Avant d’en arriver à ses « scènes franciscaines », comme Messiaen devait plus tard sous-titrer son opéra, la première partie du concert accueillait, outre l’Hymne de Gounod, délicieux bonbon qui donnait à la violoniste Deborah Nemtanu une belle occasion de briller, deux pages du dernier Liszt. Son ultime poème symphonique, d’abord, Du berceau jusqu’à la tombe, intéressant essai de symbolisme musical, équivalent sonore des toiles de Böcklin ou de Stück, avec une partie centrale véhémente encadrée par deux volets plus doux mais tout aussi audacieux dans leurs harmonies. Enfin, sa Légende de sainte Cécile, de 1874, étrange pièce conçue sur un poème de Delphine de Girardin, journaliste et auteur à succès dans les années 1840. On fermera les yeux sur ce texte qui se voulait sans doute d’une naïveté touchante, mais qui confine surtout à la niaiserie.
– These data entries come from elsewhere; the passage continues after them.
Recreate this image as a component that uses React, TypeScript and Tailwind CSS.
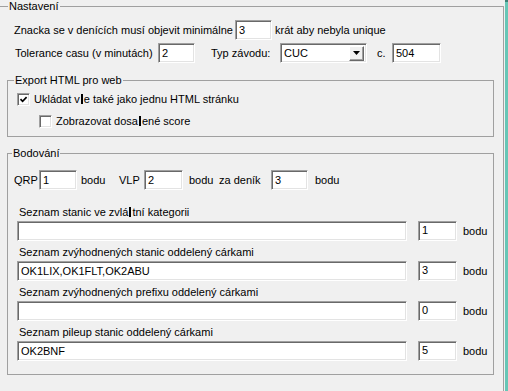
import React from "react";

const sunken =
  "bg-white border border-t-[#a0a0a0] border-l-[#a0a0a0] border-b-white border-r-white shadow-[inset_1px_1px_0_#696969,inset_-1px_-1px_0_#e3e3e3]";

function Field({ w, value, h = "h-[20px]" }: { w: string; value?: string; h?: string }) {
  return (
    <div className={`${w} ${h} ${sunken} flex items-center pl-[3px] shrink-0`}>
      <span className="leading-[13px]">{value}</span>
    </div>
  );
}

function Bar() {
  return <span className="inline-block w-[2px] h-[10px] bg-black align-[-1px] mx-[1px]" />;
}

function Check({ checked }: { checked?: boolean }) {
  return (
    <div className={`w-[13px] h-[13px] ${sunken} flex items-center justify-center shrink-0`}>
      {checked && (
        <svg width="9" height="9" viewBox="0 0 9 9">
          <polyline points="1.5,4.2 3.6,6.3 7.6,2.2" fill="none" stroke="#000" strokeWidth="1.7" />
        </svg>
      )}
    </div>
  );
}

function ListRow({ label, value, pts }: { label: React.ReactNode; value?: string; pts: string }) {
  return (
    <div className="flex flex-col">
      <div className="ml-[11px] h-[13px] leading-[13px] whitespace-nowrap">{label}</div>
      <div className="mt-[2px] flex items-center ml-[9px]">
        <Field w="w-[390px]" value={value} />
        <div className="ml-[11px] -mt-[1px]">
          <Field w="w-[39px]" value={pts} />
        </div>
        <span className="ml-[6px]">bodu</span>
      </div>
    </div>
  );
}

export default function App() {
  return (
    <div className="flex h-[391px] w-[508px] overflow-hidden bg-[#f0f0f0] text-[11px] leading-[13px] text-black font-['Liberation_Sans',Arial,sans-serif]">
      <div className="w-[505px] h-full overflow-hidden">
        <fieldset className="ml-[-2px] w-[506px] h-[420px] border border-[#a0a0a0]">
          <legend className="ml-[9px] px-[1px] leading-[13px]">Nastavení</legend>

          {/* row 1 */}
          <div className="mt-[7px] flex items-center h-[20px]">
            <span className="pl-[15px] w-[236px] whitespace-nowrap">Znacka se v denících musí objevit minimálne</span>
            <Field w="w-[37px]" value="3" />
            <span className="ml-[3px] whitespace-nowrap">krát aby nebyla unique</span>
          </div>

          {/* row 2 */}
          <div className="mt-[3px] flex items-center h-[20px]">
            <span className="pl-[16px] w-[159px] whitespace-nowrap">Tolerance casu (v minutách)</span>
            <Field w="w-[37px]" value="2" />
            <span className="ml-[16px] w-[69px] whitespace-nowrap">Typ závodu:</span>
            <div className={`w-[87px] h-[20px] ${sunken} flex items-center justify-between pl-[3px] pr-[2px]`}>
              <span>CUC</span>
              <div className="w-[15px] h-[15px] bg-[#f0f0f0] border border-t-white border-l-white border-b-[#696969] border-r-[#696969] shadow-[inset_-1px_-1px_0_#a0a0a0] flex items-center justify-center">
                <svg width="7" height="4" viewBox="0 0 7 4">
                  <polygon points="0,0 7,0 3.5,4" fill="#000" />
                </svg>
              </div>
            </div>
            <span className="ml-[10px] w-[15px]">c.</span>
            <Field w="w-[49px]" value="504" />
          </div>

          {/* Export HTML */}
          <fieldset className="mt-[11px] ml-[8px] w-[487px] h-[63px] border border-[#a0a0a0]">
            <legend className="ml-[6px] px-[1px] leading-[13px]">Export HTML pro web</legend>
            <div className="mt-[6px] ml-[9px] flex items-center h-[13px] gap-[4px]">
              <Check checked />
              <span className="whitespace-nowrap">
                Ukládat v<Bar />e také jako jednu HTML stránku
              </span>
            </div>
            <div className="mt-[9px] ml-[31px] flex items-center h-[13px] gap-[4px]">
              <Check />
              <span className="whitespace-nowrap">
                Zobrazovat dosa<Bar />ené score
              </span>
            </div>
          </fieldset>

          {/* Bodování */}
          <fieldset className="mt-[10px] ml-[8px] w-[487px] h-[228px] border border-[#a0a0a0]">
            <legend className="ml-[4px] px-[1px] leading-[13px]">Bodování</legend>
            <div className="mt-[10px] flex items-center h-[20px] whitespace-nowrap">
              <span className="pl-[6px] w-[31px]">QRP</span>
              <Field w="w-[38px]" value="1" />
              <span className="ml-[4px] w-[38px]">bodu</span>
              <span className="w-[25px]">VLP</span>
              <Field w="w-[39px]" value="2" />
              <span className="ml-[6px] w-[30px]">bodu</span>
              <span className="w-[52px]">za deník</span>
              <Field w="w-[37px]" value="3" />
              <span className="ml-[7px]">bodu</span>
            </div>

            <div className="mt-[16px] flex flex-col gap-[5px]">
              <ListRow label={<>Seznam stanic ve zvlá<Bar />tní kategorii</>} pts="1" />
              <ListRow label="Seznam zvýhodnených stanic oddelený cárkami" value="OK1LIX,OK1FLT,OK2ABU" pts="3" />
              <ListRow label="Seznam zvýhodnených prefixu oddelený cárkami" pts="0" />
              <ListRow label="Seznam pileup stanic oddelený cárkami" value="OK2BNF" pts="5" />
            </div>
          </fieldset>
        </fieldset>
      </div>
      <div className="w-[3px] h-full bg-[#66c6b6] border-t-[2px] border-[#3d7f76]" />
    </div>
  );
}
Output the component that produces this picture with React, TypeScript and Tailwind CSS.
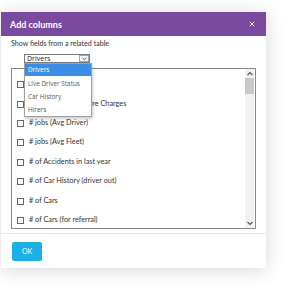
import { X } from "lucide-react";

const rows = [
  "# Hires",
  "# of Outstanding Hire Charges",
  "# jobs (Avg Driver)",
  "# jobs (Avg Fleet)",
  "# of Accidents in last year",
  "# of Car History (driver out)",
  "# of Cars",
  "# of Cars (for referral)",
];

const options = ["Live Driver Status", "Car History", "Hirers"];

export default function App() {
  return (
    <div className="w-[300px] h-[304px] bg-white pt-[12px] pl-[1px] font-['Lato',sans-serif] overflow-hidden">
      <div className="w-[265px] bg-white shadow-[0_2px_18px_rgba(0,0,0,0.16)]">
        <div className="h-[24px] bg-[#7a4a9f] flex items-center justify-between pl-[9px] pr-[10px]">
          <span className="text-white text-[9px] font-bold leading-none">Add columns</span>
          <X size={8} strokeWidth={3} className="text-white" />
        </div>

        <div className="px-[10px] pt-[3px] pb-[4px]">
          <div className="text-[7.1px] text-[#333] leading-[10px]">Show fields from a related table</div>

          <div className="relative ml-[13px] mt-[5px] w-[66px] h-[9px] border border-[#7a7a7a] flex items-center bg-white">
            <span className="flex-1 pl-[2px] text-[7px] leading-none text-[#222] font-['Open_Sans',sans-serif]">Drivers</span>
            <span className="w-[10px] h-[7px] border border-[#9ab] bg-[#eef5fb] flex items-center justify-center">
              <svg width="5" height="4" viewBox="0 0 6 4">
                <path d="M0.5 0.5 L3 3 L5.5 0.5" fill="none" stroke="#444" strokeWidth="1" />
              </svg>
            </span>
            <div className="absolute left-[-1px] top-[8px] w-[68px] border border-[#a0a0a0] bg-white shadow-[1px_2px_3px_rgba(0,0,0,0.2)] z-10">
              <div className="h-[12px] pl-[3px] flex items-center bg-[#3a8ee6] text-white text-[6.4px] font-['Open_Sans',sans-serif] whitespace-nowrap">
                Drivers
              </div>
              <div className="mt-[1px]">
                {options.map((o) => (
                  <div
                    key={o}
                    className="h-[13px] pl-[3px] flex items-center text-[#555] text-[6.4px] font-['Open_Sans',sans-serif] whitespace-nowrap"
                  >
                    {o}
                  </div>
                ))}
              </div>
            </div>
          </div>

          <div className="mt-[5px] h-[161px] border border-[#888] flex">
            <div className="flex-1 overflow-hidden pt-[6px] pl-[5px]">
              {rows.map((r) => (
                <div key={r} className="h-[19.4px] flex items-center gap-[5px]">
                  <span className="w-[7px] h-[7px] border border-[#666] bg-white shrink-0" />
                  <span className="text-[7.3px] text-[#333] whitespace-nowrap">{r}</span>
                </div>
              ))}
            </div>
            <div className="w-[9px] bg-[#f1f1f1] flex flex-col items-center mr-[1px]">
              <svg width="6" height="8" viewBox="0 0 6 8" className="mt-[1px]">
                <path d="M0.5 5 L3 2.5 L5.5 5" fill="none" stroke="#555" strokeWidth="1.2" />
              </svg>
              <div className="w-[9px] h-[16px] bg-[#c8c8c8]" />
              <div className="flex-1" />
              <svg width="6" height="8" viewBox="0 0 6 8" className="mb-[1px]">
                <path d="M0.5 3 L3 5.5 L5.5 3" fill="none" stroke="#555" strokeWidth="1.2" />
              </svg>
            </div>
          </div>
        </div>

        <div className="border-t border-[#e6e6e6] px-[11px] pt-[8px] pb-[7px]">
          <button className="w-[30px] h-[19px] rounded-[2px] bg-[#19b1e8] text-white text-[7px] flex items-center justify-center">
            OK
          </button>
        </div>
      </div>
    </div>
  );
}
Quant aux oreilles, il n’est pas certain qu’elles aient été tellement plus gâtées par Liszt : tout commence par un certain nombre de phrases a cappella pour la soliste, et se termine dans un grand pompiérisme, avec chœur claironnant, pour un quart d’heure de louange qui paraît un peu longuet. Karine Deshayes y déploie tout son art, mais il semble que la partition soit écrite dans une tessiture un peu trop basse, car du fond du parterre, les notes graves sont systématiquement couvertes par l’orchestre, et il y a  peu d’envolées dans l’aigu qui permettraient à la chanteuse de faire apprécier les beautés de son timbre. Gageons que le disque viendra corriger cette impression (une fois de plus, les spectateurs placés plus près des instrumentistes semblent avoir eu un sentiment différent…). Après tout, 2018, ce n’est plus que dans un an et demi.